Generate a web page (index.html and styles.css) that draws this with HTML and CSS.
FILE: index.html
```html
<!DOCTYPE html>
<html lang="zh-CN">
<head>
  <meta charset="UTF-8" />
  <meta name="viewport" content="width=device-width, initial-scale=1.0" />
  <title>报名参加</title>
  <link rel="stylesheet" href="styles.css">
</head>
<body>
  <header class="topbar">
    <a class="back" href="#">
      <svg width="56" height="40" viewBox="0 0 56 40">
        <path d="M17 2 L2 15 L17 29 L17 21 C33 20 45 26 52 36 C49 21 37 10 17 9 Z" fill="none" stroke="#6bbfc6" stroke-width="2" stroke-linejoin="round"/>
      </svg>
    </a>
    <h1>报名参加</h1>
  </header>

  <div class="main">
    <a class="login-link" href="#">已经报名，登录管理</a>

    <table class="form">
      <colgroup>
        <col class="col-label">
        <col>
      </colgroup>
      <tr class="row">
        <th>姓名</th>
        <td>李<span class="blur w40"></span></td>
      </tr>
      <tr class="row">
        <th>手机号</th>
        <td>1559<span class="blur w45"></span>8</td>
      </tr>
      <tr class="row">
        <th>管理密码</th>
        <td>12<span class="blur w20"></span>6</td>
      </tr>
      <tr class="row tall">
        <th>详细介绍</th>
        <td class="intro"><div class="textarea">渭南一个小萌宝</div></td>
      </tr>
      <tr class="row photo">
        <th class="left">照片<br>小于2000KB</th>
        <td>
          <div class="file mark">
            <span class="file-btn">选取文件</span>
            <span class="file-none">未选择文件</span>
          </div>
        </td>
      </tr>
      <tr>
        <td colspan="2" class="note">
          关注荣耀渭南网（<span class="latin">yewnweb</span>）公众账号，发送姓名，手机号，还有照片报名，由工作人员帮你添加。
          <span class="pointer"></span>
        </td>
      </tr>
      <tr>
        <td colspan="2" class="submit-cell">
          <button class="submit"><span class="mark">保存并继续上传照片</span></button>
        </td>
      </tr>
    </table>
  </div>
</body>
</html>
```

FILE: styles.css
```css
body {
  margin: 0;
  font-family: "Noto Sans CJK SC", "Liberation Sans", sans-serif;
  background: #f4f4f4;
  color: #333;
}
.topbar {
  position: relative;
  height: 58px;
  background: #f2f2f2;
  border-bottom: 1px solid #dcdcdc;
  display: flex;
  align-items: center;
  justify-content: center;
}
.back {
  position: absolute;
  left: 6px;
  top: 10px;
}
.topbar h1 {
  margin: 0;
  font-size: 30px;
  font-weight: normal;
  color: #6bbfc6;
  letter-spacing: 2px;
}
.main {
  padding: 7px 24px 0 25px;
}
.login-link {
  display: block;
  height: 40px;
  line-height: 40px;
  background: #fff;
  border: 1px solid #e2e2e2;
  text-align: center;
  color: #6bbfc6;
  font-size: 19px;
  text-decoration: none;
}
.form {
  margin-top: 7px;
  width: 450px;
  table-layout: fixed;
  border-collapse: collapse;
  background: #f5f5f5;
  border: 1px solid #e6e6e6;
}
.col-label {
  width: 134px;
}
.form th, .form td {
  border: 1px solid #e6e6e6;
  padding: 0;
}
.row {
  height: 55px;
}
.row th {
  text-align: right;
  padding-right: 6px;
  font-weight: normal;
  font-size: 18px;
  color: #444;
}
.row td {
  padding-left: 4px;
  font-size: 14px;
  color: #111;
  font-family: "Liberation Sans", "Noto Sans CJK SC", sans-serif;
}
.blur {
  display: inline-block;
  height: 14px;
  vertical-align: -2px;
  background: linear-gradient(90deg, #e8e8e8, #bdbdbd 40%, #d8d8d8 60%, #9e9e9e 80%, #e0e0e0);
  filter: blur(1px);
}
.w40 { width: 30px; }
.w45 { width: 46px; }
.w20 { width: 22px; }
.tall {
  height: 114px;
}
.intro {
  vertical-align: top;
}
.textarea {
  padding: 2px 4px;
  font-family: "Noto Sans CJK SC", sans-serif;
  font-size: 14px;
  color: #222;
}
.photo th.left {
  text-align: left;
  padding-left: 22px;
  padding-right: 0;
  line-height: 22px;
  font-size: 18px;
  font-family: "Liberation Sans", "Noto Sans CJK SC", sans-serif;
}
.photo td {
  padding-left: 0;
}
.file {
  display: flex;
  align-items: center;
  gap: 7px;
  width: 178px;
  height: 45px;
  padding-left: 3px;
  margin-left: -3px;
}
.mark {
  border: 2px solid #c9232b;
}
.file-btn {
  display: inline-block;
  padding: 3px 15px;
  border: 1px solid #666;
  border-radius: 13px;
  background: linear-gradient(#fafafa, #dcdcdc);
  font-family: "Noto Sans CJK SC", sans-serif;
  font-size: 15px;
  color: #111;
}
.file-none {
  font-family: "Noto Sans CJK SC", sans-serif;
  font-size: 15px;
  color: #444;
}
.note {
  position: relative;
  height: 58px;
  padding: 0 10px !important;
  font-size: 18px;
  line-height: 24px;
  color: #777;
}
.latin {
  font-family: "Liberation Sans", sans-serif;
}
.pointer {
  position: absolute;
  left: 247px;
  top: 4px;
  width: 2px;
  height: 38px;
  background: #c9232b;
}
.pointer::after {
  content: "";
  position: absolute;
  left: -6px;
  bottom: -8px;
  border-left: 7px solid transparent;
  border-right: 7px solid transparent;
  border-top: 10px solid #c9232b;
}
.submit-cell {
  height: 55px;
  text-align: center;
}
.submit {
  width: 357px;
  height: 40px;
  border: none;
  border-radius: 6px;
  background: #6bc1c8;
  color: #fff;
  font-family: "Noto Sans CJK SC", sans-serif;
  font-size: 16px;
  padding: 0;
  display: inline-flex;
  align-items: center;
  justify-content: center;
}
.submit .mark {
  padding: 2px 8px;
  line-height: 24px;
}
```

————

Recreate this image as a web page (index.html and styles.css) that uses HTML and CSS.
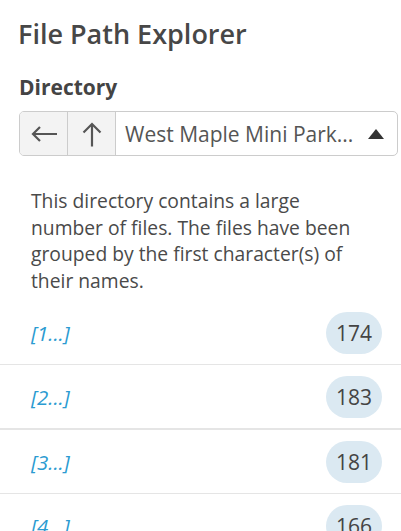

————

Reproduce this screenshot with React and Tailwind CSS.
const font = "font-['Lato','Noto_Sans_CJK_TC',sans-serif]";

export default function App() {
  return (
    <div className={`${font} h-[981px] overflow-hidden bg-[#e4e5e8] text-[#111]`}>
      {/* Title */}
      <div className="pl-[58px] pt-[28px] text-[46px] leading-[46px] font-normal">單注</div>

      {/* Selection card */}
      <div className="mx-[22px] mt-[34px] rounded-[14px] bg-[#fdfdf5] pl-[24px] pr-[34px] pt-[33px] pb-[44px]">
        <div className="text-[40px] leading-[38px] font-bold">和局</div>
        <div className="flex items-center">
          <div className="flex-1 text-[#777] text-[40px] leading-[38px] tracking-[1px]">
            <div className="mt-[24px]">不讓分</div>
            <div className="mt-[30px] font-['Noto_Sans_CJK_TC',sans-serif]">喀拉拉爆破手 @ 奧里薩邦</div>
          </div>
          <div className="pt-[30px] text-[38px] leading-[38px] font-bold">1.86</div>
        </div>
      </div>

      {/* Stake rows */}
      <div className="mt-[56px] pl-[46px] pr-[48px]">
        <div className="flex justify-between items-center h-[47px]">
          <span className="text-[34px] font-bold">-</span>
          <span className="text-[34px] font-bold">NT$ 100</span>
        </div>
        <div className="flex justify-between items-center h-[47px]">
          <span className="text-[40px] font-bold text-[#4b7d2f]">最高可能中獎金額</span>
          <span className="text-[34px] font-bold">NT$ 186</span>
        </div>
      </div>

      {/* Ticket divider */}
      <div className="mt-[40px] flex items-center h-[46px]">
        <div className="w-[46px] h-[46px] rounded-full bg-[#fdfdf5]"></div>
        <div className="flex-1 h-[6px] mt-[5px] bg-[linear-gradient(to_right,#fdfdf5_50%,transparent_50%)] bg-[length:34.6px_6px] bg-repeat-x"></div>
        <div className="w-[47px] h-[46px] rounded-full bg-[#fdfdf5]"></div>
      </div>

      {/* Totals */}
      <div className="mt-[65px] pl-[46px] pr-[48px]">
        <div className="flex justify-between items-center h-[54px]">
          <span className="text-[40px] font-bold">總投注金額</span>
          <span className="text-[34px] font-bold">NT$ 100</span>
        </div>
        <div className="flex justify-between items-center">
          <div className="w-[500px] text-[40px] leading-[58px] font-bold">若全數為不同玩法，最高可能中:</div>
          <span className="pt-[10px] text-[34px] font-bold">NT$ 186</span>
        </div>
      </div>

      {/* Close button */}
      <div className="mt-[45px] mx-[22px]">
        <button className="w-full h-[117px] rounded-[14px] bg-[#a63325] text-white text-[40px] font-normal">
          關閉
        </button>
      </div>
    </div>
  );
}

————

> [Job] Looking at the data above, how many lines hold the word "index"? Respond with the number alone.

> [Task solution] 3